The Chico Certified Farmers’ Market celebrated its 30th anniversary in July.

Photo By kyle delmar

We also reported on the growing importance and activity of the local Slow Food movement, the growing interest in food preservation, the Chico Certified Farmers’ Market’s 30th anniversary, and the need to improve the gloomy state of local school-cafeteria lunches. Bridgette Brick-Wells’ Healthy Lunch & Lifestyle Project provided a much-needed ray of sunshine to several local schools with its fresh, healthful bento-box lunches. New charter K-8 school Sherwood Montessori—in addition to serving Brick-Wells’ lunches—came onto our good-food radar for its stellar food-centered curriculum featuring cooking and gardening instruction, as well as an on-site veggie garden and farmers’ market.
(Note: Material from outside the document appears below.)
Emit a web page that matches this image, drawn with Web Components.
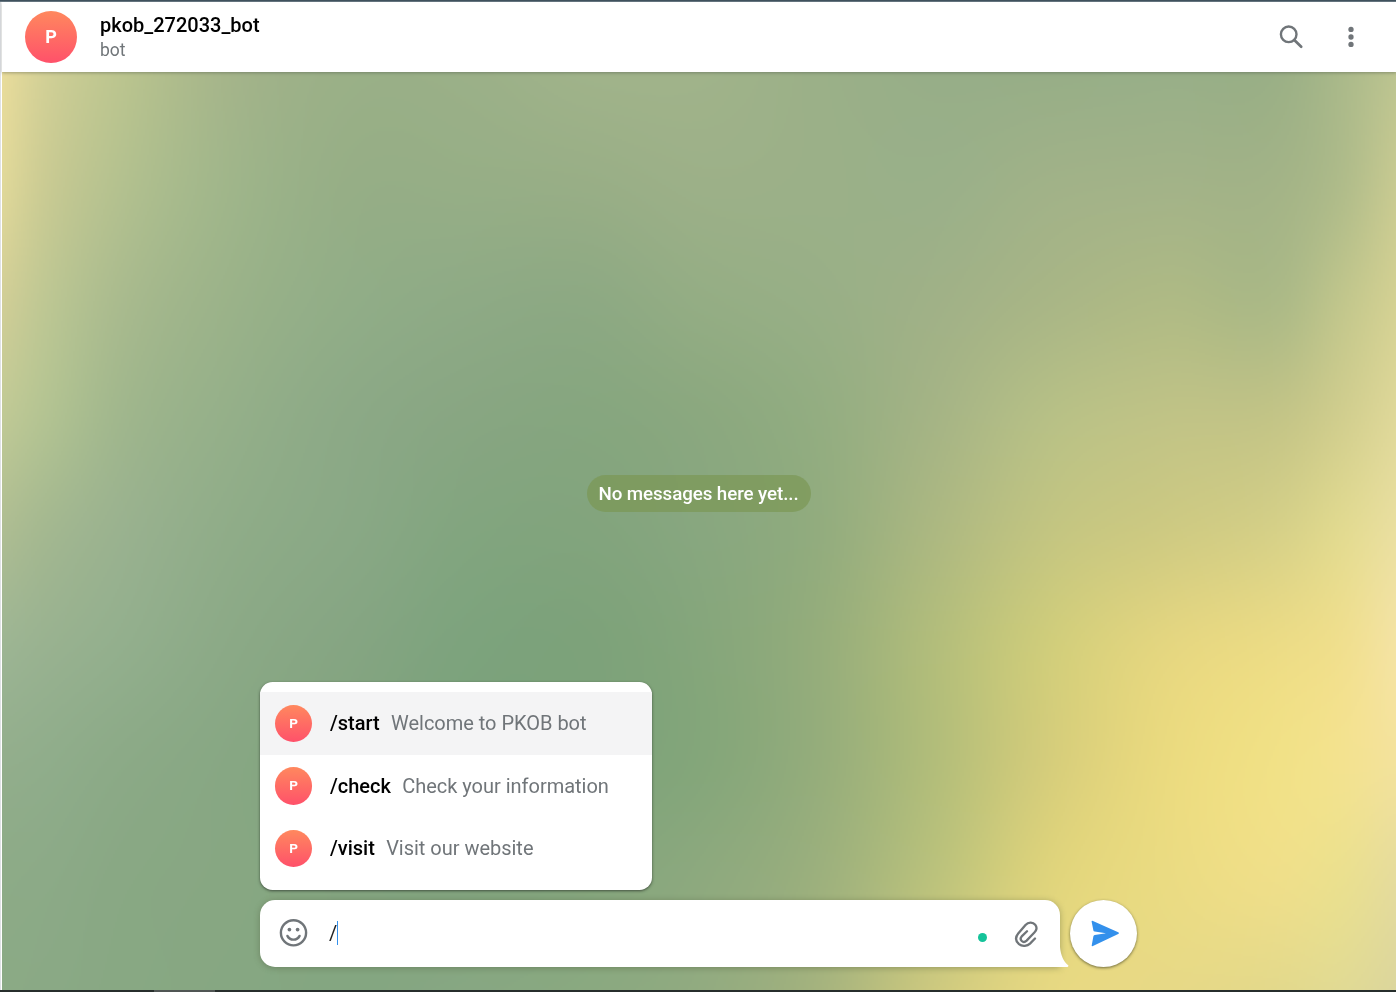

Sustainability in the schools was a hot topic this year—from Nord Country School’s emphasis on teaching kids old-fashioned techniques of farming, blacksmithing, craft-making and food processing, to Chico Green School’s digital textbooks, to Butte College’s first graduating class from its Clean Energy Workforce program.

Additionally, Chico High celebrated its brand-new wing of energy-efficient classrooms, and Chico State weighed in as usual with its annual sustainability conference, in conjunction with Butte College.

Chico State environmental-science professor Cristina Archer—named one of nine people to watch in our “Who to watch in 2010” story (Jan. 7)—did us proud with a three-week-long assignment she gave her students in the springtime requiring them to keep a journal on their attempts to conserve resources by committing to three of six categories of change: producing zero trash, not driving anything gas-powered, cutting water consumption in half, cutting electricity consumption in half, not eating meat and reducing heat consumption.

The university’s AS Recycling, headed up by Eli Goodsell, also worked hard this year toward a goal of zero-waste, teaming up with Recology Butte Colusa Counties to implement an innovative, on-campus food-scrap composting program.

Among green awards earned in 2010, Butte College took home the LEED Gold for its new Arts building, Feather Falls Casino & Lodge won the California Trane High Performance Building Showcase Award, the Arc of Butte County was given a Waste Reduction Awards Program certificate by the California Department of Resources, Recycling and Recovery, and Sierra Nevada Brewing Co. was honored twice in December—by the Platinum Sacramento Area Sustainable Area program for its green transportation policies, and by none other than the Environmental Protection Agency as Green Business of the Year in its Pacific Southwest region.